The secure image as noted above may be a postal indicium containing a specific type of postal bar code as a specific critical element of the postal indicia. The secure image may also be an event ticket containing a barcode with seat information, a certificate of authenticity for a collectable with a barcode containing information about the collectable, a money order with a barcode containing financial information, etc.

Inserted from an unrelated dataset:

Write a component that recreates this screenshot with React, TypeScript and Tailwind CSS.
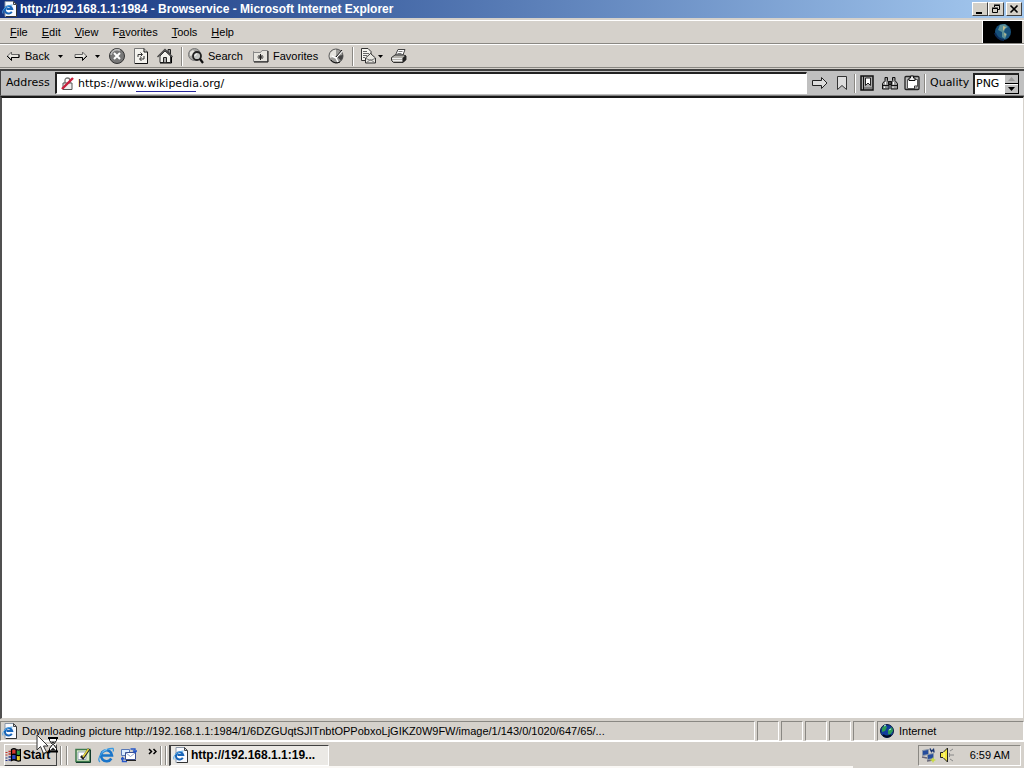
import type { ReactNode } from "react";

const sans = "font-['Liberation_Sans',Arial,sans-serif]";
const wide = "font-['DejaVu_Sans',Verdana,sans-serif]";

function Svg({ w = 16, h = 16, children }: { w?: number; h?: number; children: ReactNode }) {
  return (
    <svg width={w} height={h} viewBox={`0 0 ${w} ${h}`} className="shrink-0" aria-hidden="true" fill="none">
      {children}
    </svg>
  );
}

function IePage() {
  return (
    <Svg>
      <path d="M3 .5h8.5l3 3v12H3z" fill="#f8faff" stroke="#8a97a8" />
      <path d="M11.5.5v3h3z" fill="#c8d4e4" stroke="#444" />
      <path d="M14.5 4v11.5H4" stroke="#333" />
      <path d="M9.8 10.8a3.7 3.7 0 1 1 .4-2.8H4.5" stroke="#1764b8" strokeWidth="2" />
      <path d="M1 12.5C-.5 9 4 4.500 10.500 4" stroke="#4fa6e8" />
    </Svg>
  );
}

function Caret() {
  return (
    <Svg w={5} h={3}>
      <path d="M0 0h5L2.500 3z" fill="#000" />
    </Svg>
  );
}

function BackArrow() {
  return (
    <Svg w={14} h={12}>
      <path d="M5.500 2L1.500 6l4 4V7.500H13V4.500H5.500z" fill="#e8e6e0" stroke="#666" />
      <path d="M1 6l4.500 4.500v-3H13v-3" stroke="#000" />
    </Svg>
  );
}

function ForwardArrow() {
  return (
    <Svg w={14} h={12}>
      <path d="M8.500 2l4 4-4 4V7.500H1V4.500h7.500z" fill="#e8e6e0" stroke="#666" />
      <path d="M1 7.500h7.500v3L13 6" stroke="#000" />
    </Svg>
  );
}

function StopIcon() {
  return (
    <Svg>
      <circle cx="8" cy="8" r="7.500" fill="#777" stroke="#333" />
      <path d="M2 7a6 6 0 0 1 9-4.500" stroke="#bbb" strokeWidth="1.500" />
      <path d="M5 5l6 6M11 5l-6 6" stroke="#fff" strokeWidth="2" />
    </Svg>
  );
}

function RefreshIcon() {
  return (
    <Svg w={14}>
      <path d="M.5.5H10L13.500 4v11.500H.5z" fill="#f4f3ee" stroke="#777" />
      <path d="M10 .5V4h3.500v11.500H1" stroke="#111" />
      <path d="M4 9V6.500h4M6.500 4.500l2 2-2 2M10 8v3H6M7.500 9l-2 2 2 2" stroke="#333" />
    </Svg>
  );
}

function HomeIcon() {
  return (
    <Svg>
      <path d="M11 1.500h2.500V6L11 4z" fill="#999" stroke="#222" />
      <path d="M3 8v6.500h10.500V8L8 3z" fill="#f3f2ed" stroke="#333" />
      <path d="M.5 9L8 1.500 15.500 9" stroke="#444" strokeWidth="1.400" />
      <path d="M6.500 14.500v-5h3v5" fill="#aaa" stroke="#222" />
      <path d="M3 15h11.500V9" stroke="#000" />
    </Svg>
  );
}

function SearchIcon() {
  return (
    <Svg>
      <circle cx="6.500" cy="6.500" r="6" fill="#a6a6a3" stroke="#777" />
      <path d="M2 4l3-2 2 2-2 3-3 1z" fill="#e5e5df" />
      <circle cx="9" cy="8" r="4" fill="#c4c7c4" stroke="#222" strokeWidth="1.800" />
      <path d="M7 8c0-1.500 1-2 2-2" stroke="#fff" />
      <path d="M12 11l3 4" stroke="#111" strokeWidth="2.200" />
    </Svg>
  );
}

function FavoritesIcon() {
  return (
    <Svg>
      <path d="M.5 3.500v10h14v-11H9l-1.500 2h-7z" fill="#e7e5df" stroke="#888" />
      <path d="M1 14h14V3" stroke="#111" />
      <path d="M7.500 6v6M4.500 9h6M5.500 7l4 4M9.500 7l-4 4" stroke="#222" />
    </Svg>
  );
}

function HistoryIcon() {
  return (
    <Svg>
      <circle cx="8" cy="8" r="7" fill="#9b9b98" stroke="#555" />
      <path d="M8 8V1.500A6.500 6.500 0 0 0 2 10z" fill="#e5e4df" />
      <path d="M8 8l5 4.500A7 7 0 0 0 15 7z" fill="#444" />
      <path d="M4 8l4 2 6-7M8 10l2 4" stroke="#fff" strokeWidth="1.500" />
      <path d="M8 9l6-7M3 12a7 7 0 0 0 9 2" stroke="#111" />
    </Svg>
  );
}

function MailIcon() {
  return (
    <Svg>
      <path d="M1.500.5H8L11 3.500v9H1.500z" fill="#f5f4ef" stroke="#333" />
      <path d="M3 3.500h4M3 5.500h6M3 7.500h4M3 9.500h2" stroke="#666" />
      <path d="M5.500 10l5-4.500 5 4.500v5h-10z" fill="#e9e8e2" stroke="#333" />
      <path d="M6 15l4.500-3.500L15 15M6 10.500l4.500 2 4.500-2" stroke="#777" />
    </Svg>
  );
}

function PrinterIcon() {
  return (
    <Svg>
      <path d="M4.500 7l2.500-5.500h7L12 7z" fill="#fff" stroke="#444" />
      <path d="M7.500 3.500h4M6.500 5.500h4" stroke="#777" />
      <path d="M.5 9.500L4 7h8.500L15 8v3.500L12 14.500H2.500l-2-2z" fill="#b4b2ac" stroke="#333" />
      <path d="M1 10.500h10.500M2 12.500h9.500" stroke="#eee" />
      <path d="M11.500 10l3.500-3v5l-3.500 3z" fill="#222" />
    </Svg>
  );
}

function CrossedLock() {
  return (
    <Svg w={13} h={13}>
      <path d="M4 6V3.500Q4 1 6.500 1T9 3.500V6" stroke="#777" strokeWidth="1.300" />
      <path d="M2 6h9v6.500H2z" fill="#eee" stroke="#555" />
      <path d="M1 12L12 1" stroke="#c8203c" strokeWidth="2.400" />
    </Svg>
  );
}

function GoIcon() {
  return (
    <Svg>
      <path d="M.5 5.500h9v-3L15 8l-5.500 5.500v-3h-9z" fill="#ddd" stroke="#222" />
    </Svg>
  );
}

function BookmarkIcon() {
  return (
    <Svg w={12}>
      <path d="M1.500 1.500h9v13L6 10.500l-4.500 4z" fill="#ddd" stroke="#333" />
    </Svg>
  );
}

function BookmarksIcon() {
  return (
    <Svg w={14}>
      <path d="M1 1h12v14H1z" fill="#aaa" stroke="#111" strokeWidth="1.500" />
      <path d="M3.500 1v14" stroke="#111" />
      <path d="M5.500 3v7.500L8 8l2.500 2.500V3z" fill="#fff" stroke="#222" />
      <path d="M4 13h9" stroke="#555" />
    </Svg>
  );
}

function FindIcon() {
  return (
    <Svg w={18}>
      <path d="M4 2.500h2.500v3L8 8v6H1.500V8.500L4 5.500zM11.500 2.500H14v3l2.500 3V14H10V8l1.500-2.500z" fill="#999" stroke="#111" />
      <path d="M7.500 6.500h3v3h-3z" fill="#444" stroke="#111" />
      <path d="M1.500 10.500H8M10 10.500h6.500" stroke="#111" />
      <path d="M4.500 7v2.500M12.500 7v2.500M3.500 11.500V13M12 11.500V13" stroke="#fff" />
    </Svg>
  );
}

function ClipboardIcon() {
  return (
    <Svg>
      <path d="M2 1.500h12q1 0 1 1v11q0 1-1 1H2q-1 0-1-1v-11q0-1 1-1z" fill="#bbb" stroke="#222" strokeWidth="1.300" />
      <path d="M3.500 4.500h10V11L11 13.500H3.500z" fill="#fff" stroke="#555" />
      <path d="M10.500 13.500V11h3" stroke="#333" />
      <path d="M5 3h1.500V1h3v2H11v2.500H5z" fill="#eee" stroke="#111" />
    </Svg>
  );
}

function Globe() {
  return (
    <Svg w={18} h={18}>
      <circle cx="9" cy="9" r="8" fill="#17517c" />
      <path d="M6 2l5-1 3 3-3 2-1 3 3 2-2 5-3-2V9L4 7z" fill="#5a8f96" />
      <path d="M9 3l3 1-3 4zM10 10l2 1-1 3z" fill="#c4bc8c" />
      <path d="M1 10c1 4 5 7 9 7" stroke="#0b2a55" strokeWidth="2" />
    </Svg>
  );
}

function ZoneGlobe() {
  return (
    <Svg w={14} h={14}>
      <circle cx="7" cy="7" r="6.500" fill="#123c9c" stroke="#071a40" />
      <path d="M2 4l3-3 2 2-2 4-3 1zM8 6l4-3 1 4-3 4-2-1z" fill="#2d9c55" />
      <path d="M4 2l2-1M9 6l2-1" stroke="#bfe8f4" />
      <path d="M3 11q4 3 8 0" stroke="#020a22" strokeWidth="2" />
    </Svg>
  );
}

function WindowsFlag() {
  return (
    <Svg>
      <path d="M7 3q2-1 4 0v4.500q-2-1-4 0z" fill="#d83a2c" />
      <path d="M11.500 3q2 1 4 0v4.500q-2 1-4 0z" fill="#2b9c45" />
      <path d="M7 8.500q2-1 4 0V13q-2-1-4 0z" fill="#2746c8" />
      <path d="M11.500 8.500q2 1 4 0V13q-2 1-4 0z" fill="#e8cb28" />
      <path d="M6.500 13.500V2.500q2.500-1.500 4.800 0 2 1 4.200.2v11q-2.200.8-4.200-.2-2.300-1.500-4.800 0zM11.200 2.500v11M6.500 8q2.500-1.500 4.800 0 2 1 4.200.2" stroke="#000" strokeWidth="1.300" />
      <path d="M3.500 4.500h2.500M3.500 7h2.500" stroke="#c03028" strokeWidth="1.600" />
      <path d="M3.500 10h2.500M3.500 13h2.500" stroke="#24368c" strokeWidth="1.600" />
      <path d="M.5 5.500h2M.5 8h2" stroke="#c03028" />
      <path d="M.5 11h2M.5 13.500h2" stroke="#24368c" />
    </Svg>
  );
}

function DesktopIcon() {
  return (
    <Svg>
      <path d="M1 2.500h14v12H1z" fill="#dcebc8" stroke="#3c7a4c" strokeWidth="1.500" />
      <path d="M3 5h8v7.500H3z" fill="#fff" stroke="#9ab" />
      <path d="M6 9l2 2 6-9" stroke="#222" strokeWidth="2.600" />
      <path d="M8 10l5.500-8" stroke="#e9d93c" strokeWidth="1.500" />
      <path d="M1 15.500h14.500V3" stroke="#123a2a" />
    </Svg>
  );
}

function IeIcon() {
  return (
    <Svg>
      <path d="M13.300 11.500a5.500 5.500 0 1 1 .7-3H4" stroke="#1974c9" strokeWidth="2.600" />
      <path d="M2 15C-2 11 6 1 15 1.500c1 1 .5 2 0 3" stroke="#3a98e0" strokeWidth="1.300" />
      <path d="M4 5.500q2-3 5-3" stroke="#8fd0fa" />
    </Svg>
  );
}

function OutlookIcon() {
  return (
    <Svg>
      <path d="M.5 2.500h8v6h-8z" fill="#dcecff" stroke="#5878b8" />
      <path d="M4.500 5.500h10v7h-10z" fill="#fff" stroke="#3a4f90" />
      <path d="M5 6l4.500 3.500L14 6" stroke="#90a4d0" />
      <path d="M9.500 2h4.500v3M12 3.500l2 2 2-2M6 14.500H1.500V11M0 12.500l1.500-2 2 2" stroke="#2456c8" strokeWidth="1.400" />
      <path d="M5 13.500h10" stroke="#222" />
    </Svg>
  );
}

function NetworkIcon() {
  return (
    <Svg>
      <path d="M1.500 3.500l6-1v5l-6 1zM6.500 7.500l6-1v5l-6 1z" fill="#244c9c" stroke="#8896a8" />
      <path d="M1 10l5 1M6 14l6-1" stroke="#667" strokeWidth="1.600" />
      <path d="M9 1.500l1.500 3 2-2 .5 3" stroke="#1b3670" strokeWidth="1.500" />
      <path d="M12 10l1 2 2 1-2 1-1 2-1-2-2-1 2-1z" fill="#c9dc44" />
    </Svg>
  );
}

function VolumeIcon() {
  return (
    <Svg>
      <path d="M1.500 5.500H4L8.500 1v14L4 10.500H1.500z" fill="#f3e83c" stroke="#222" />
      <path d="M5 5v6" stroke="#fffbb0" />
      <path d="M11 4l3-2M11 8h4M11 12l3 2M10.500 6v4" stroke="#888" />
    </Svg>
  );
}

function BusyPointer() {
  return (
    <Svg w={24} h={22}>
      <path d="M1 1v15l3.500-3.500 3 7 3-1.500-3-6H12z" fill="#fff" stroke="#333" />
      <path d="M13.500 4v2.500L16.500 10.500l-3 4V17h7v-2.500l-3-4 3-4V4z" fill="#fff" stroke="#000" />
      <path d="M12 4h10M12 17.500h10" stroke="#000" strokeWidth="2" />
      <path d="M15 7.500h4l-2 2.500zM14.500 16l2.500-2.500 2.500 2.500z" fill="#222" />
    </Svg>
  );
}

function Rule() {
  return <span className="h-[19px] w-0.5 shrink-0 border-l border-r border-l-[#8a8883] border-r-white" />;
}

function WindowButton({ label, children }: { label: string; children: ReactNode }) {
  return (
    <button
      aria-label={label}
      className="flex h-3.5 w-4 items-center justify-center border border-t-white border-l-white border-r-[#404040] border-b-[#404040] bg-[#d4d0c8]"
    >
      {children}
    </button>
  );
}

function ToolButton({ label, className, children }: { label: string; className: string; children: ReactNode }) {
  return (
    <button type="button" aria-label={label} className={`flex shrink-0 items-center whitespace-nowrap ${className}`}>
      {children}
    </button>
  );
}

const menus = ["File", "Edit", "View", "Favorites", "Tools", "Help"];
const underlined = [0, 0, 0, 1, 0, 0];

function TitleBar() {
  return (
    <header className="flex h-[18px] shrink-0 items-center bg-linear-to-r from-[#14317c] to-[#a6caf0] px-0.5">
      <IePage />
      <h1 className="ml-0.5 min-w-0 flex-1 truncate text-xs font-bold text-white">
        http://192.168.1.1:1984 - Browservice - Microsoft Internet Explorer
      </h1>
      <div className="flex">
        <WindowButton label="Minimize">
          <Svg w={10} h={10}><path d="M1 8h6v2H1z" fill="#000" /></Svg>
        </WindowButton>
        <WindowButton label="Restore">
          <Svg w={10} h={10}>
            <path d="M3.500 3V1.500h5v4H7M3 1h6M1.500 4.500h5v4h-5zM1 4h6" stroke="#000" />
          </Svg>
        </WindowButton>
        <span className="w-0.5" />
        <WindowButton label="Close">
          <Svg w={10} h={10}><path d="M1.500 1.500l7 7M8.500 1.500l-7 7" stroke="#000" strokeWidth="1.600" /></Svg>
        </WindowButton>
      </div>
    </header>
  );
}

function MenuBar() {
  return (
    <div className="mt-0.5 flex h-6 shrink-0 border-t border-b border-t-white border-b-[#8a8883]">
      <nav className="flex flex-1 items-center pl-[3px]">
        {menus.map((m, i) => (
          <button key={m} className="px-[7px]">
            {m.slice(0, underlined[i])}
            <u>{m[underlined[i]]}</u>
            {m.slice(underlined[i] + 1)}
          </button>
        ))}
      </nav>
      <div className="flex w-10 items-center justify-center border-l border-white bg-black">
        <Globe />
      </div>
      <span className="w-0.5" />
    </div>
  );
}

function ToolBar() {
  return (
    <div className="flex h-6 shrink-0 items-center border-t border-b border-t-white border-b-[#8a8883] pl-1.5">
      <ToolButton label="Back" className="w-[52px] gap-[5px]"><BackArrow />Back</ToolButton>
      <ToolButton label="Back history" className="w-4"><Caret /></ToolButton>
      <ToolButton label="Forward" className="w-[21px]"><ForwardArrow /></ToolButton>
      <ToolButton label="Forward history" className="w-3.5"><Caret /></ToolButton>
      <ToolButton label="Stop" className="w-[25px]"><StopIcon /></ToolButton>
      <ToolButton label="Refresh" className="w-[23px]"><RefreshIcon /></ToolButton>
      <ToolButton label="Home" className="w-6"><HomeIcon /></ToolButton>
      <Rule />
      <ToolButton label="Search" className="ml-[5px] w-[65px] gap-1"><SearchIcon />Search</ToolButton>
      <ToolButton label="Favorites" className="w-[75px] gap-1"><FavoritesIcon />Favorites</ToolButton>
      <ToolButton label="History" className="w-6"><HistoryIcon /></ToolButton>
      <Rule />
      <ToolButton label="Mail" className="ml-1.5 w-[31px] gap-0.5"><MailIcon /><Caret /></ToolButton>
      <ToolButton label="Print" className="w-5"><PrinterIcon /></ToolButton>
    </div>
  );
}

function AddressBar() {
  return (
    <form
      onSubmit={(e) => e.preventDefault()}
      className={`mt-px flex h-[27px] shrink-0 items-center border-t-2 border-b border-l border-t-[#404040] border-b-[#808080] border-l-[#404040] bg-[#c0c0c0] text-[11px] ${wide}`}
    >
      <label htmlFor="address" className="w-[54px] shrink-0 pl-[5px]">Address</label>
      <div className="flex h-[22px] min-w-0 flex-1 items-center gap-1 border-t-2 border-l-2 border-r border-b border-t-[#222] border-l-[#222] border-r-white border-b-white bg-white pl-1">
        <CrossedLock />
        <div className="relative flex min-w-0 flex-1">
          <input id="address" defaultValue="https://www.wikipedia.org/" className="w-full min-w-0 bg-transparent outline-none" />
          <span className="absolute bottom-0 left-[58px] h-px w-[60px] bg-[#28289c]" />
        </div>
      </div>
      <ToolButton label="Go" className="ml-[5px] w-6"><GoIcon /></ToolButton>
      <ToolButton label="Bookmark" className="w-[18px]"><BookmarkIcon /></ToolButton>
      <Rule />
      <ToolButton label="Bookmarks" className="ml-1 w-[21px]"><BookmarksIcon /></ToolButton>
      <ToolButton label="Find" className="w-[23px]"><FindIcon /></ToolButton>
      <ToolButton label="Clipboard" className="w-5"><ClipboardIcon /></ToolButton>
      <Rule />
      <label htmlFor="quality" className="w-[47px] shrink-0 pl-1">Quality</label>
      <div className="mr-[5px] flex h-[21px] w-[46px] shrink-0 border-t-2 border-l-2 border-[#222] bg-white">
        <select id="quality" className="w-[30px] appearance-none bg-white pl-px outline-none">
          <option>PNG</option>
        </select>
        <div className="flex flex-1 flex-col border-r border-b border-black bg-[#c0c0c0]">
          <button type="button" aria-label="Previous quality" className="flex flex-1 items-center justify-center border-b border-black">
            <Svg w={7} h={4}><path d="M0 4h7L3.500 0z" fill="#999" /></Svg>
          </button>
          <button type="button" aria-label="Next quality" className="flex flex-1 items-center justify-center border-t border-white">
            <Svg w={7} h={4}><path d="M0 0h7L3.500 4z" fill="#000" /></Svg>
          </button>
        </div>
      </div>
    </form>
  );
}

const pane = "border border-t-[#8a8883] border-l-[#8a8883] border-r-white border-b-white";

function StatusBar() {
  return (
    <footer className="flex h-5 shrink-0 gap-0.5">
      <div className={`flex min-w-0 flex-1 items-center gap-1 pl-px ${pane}`}>
        <IePage />
        <span className="truncate">
          Downloading picture http://192.168.1.1:1984/1/6DZGUqtSJITnbtOPPobxoLjGIKZ0W9FW/image/1/143/0/1020/647/65/...
        </span>
      </div>
      {[0, 1, 2, 3, 4].map((n) => (
        <div key={n} className={`w-[22px] ${pane}`} />
      ))}
      <div className={`flex w-[147px] items-center gap-[5px] pl-0.5 ${pane}`}>
        <ZoneGlobe />
        Internet
      </div>
    </footer>
  );
}

function TaskBar() {
  return (
    <div className="flex h-[27px] shrink-0 flex-col border-t border-white">
      <div className="flex min-h-0 flex-1 items-center pt-0.5 pr-[3px]">
        <button className="ml-1 flex h-[22px] w-[53px] shrink-0 items-center gap-0.5 border border-t-white border-l-white border-r-[#404040] border-b-[#404040] text-xs font-bold">
          <WindowsFlag />
          Start
        </button>
        <div className="mx-[3px] flex gap-1"><Rule /><Rule /></div>
        <div className="flex w-[89px] shrink-0 items-center gap-[7px] pl-1">
          <button aria-label="Show desktop"><DesktopIcon /></button>
          <button aria-label="Internet Explorer"><IeIcon /></button>
          <button aria-label="Outlook Express"><OutlookIcon /></button>
          <button aria-label="More" className="ml-1">
            <Svg w={9} h={14}><path d="M1 1l2.500 2.500L1 6M5.500 1L8 3.500 5.500 6" stroke="#000" strokeWidth="1.500" /></Svg>
          </button>
        </div>
        <div className="flex gap-[3px]"><Rule /><Rule /></div>
        <button className="ml-0.5 flex h-[21px] w-[160px] shrink-0 items-center gap-0.5 border-t border-r border-b border-l-2 border-t-[#404040] border-r-white border-b-white border-l-[#404040] bg-[#ebe9e5] pl-0.5 text-xs font-bold">
          <IePage />
          http://192.168.1.1:19...
        </button>
        <div className={`ml-auto flex h-[21px] w-[103px] shrink-0 items-center gap-0.5 pl-0.5 ${pane}`}>
          <NetworkIcon />
          <VolumeIcon />
          <time className="mr-2.5 ml-auto whitespace-nowrap">6:59 AM</time>
        </div>
      </div>
      <div className="h-0.5 w-5/6 bg-[#faf8f5]" />
    </div>
  );
}

export default function App() {
  return (
    <div className={`relative flex h-screen flex-col overflow-hidden bg-[#d5d1cb] text-[11px] leading-4 text-black ${sans}`}>
      <TitleBar />
      <MenuBar />
      <ToolBar />
      <AddressBar />
      <main className="mb-0.5 min-h-0 flex-1 border-t-2 border-r border-b border-l-2 border-t-[#181818] border-r-[#d5d1cb] border-b-[#d5d1cb] border-l-[#505050] bg-white" />
      <StatusBar />
      <TaskBar />
      <div className="pointer-events-none absolute bottom-3 left-9">
        <BusyPointer />
      </div>
    </div>
  );
}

Additionally, the various percentages referred to above (30%, 40% and 50% are representative of types of percentages that may be employed and are not critical and are a matter of design based on the requirements of any particular application.

While the present invention has been described in connection with what is presently considered to be the most practical and preferred embodiments, it is to be understood that the invention is not limited to the disclosed embodiment, but, on the contrary, is intended to cover various modifications and equivalent arrangements included within the spirit and scope of the appended claims.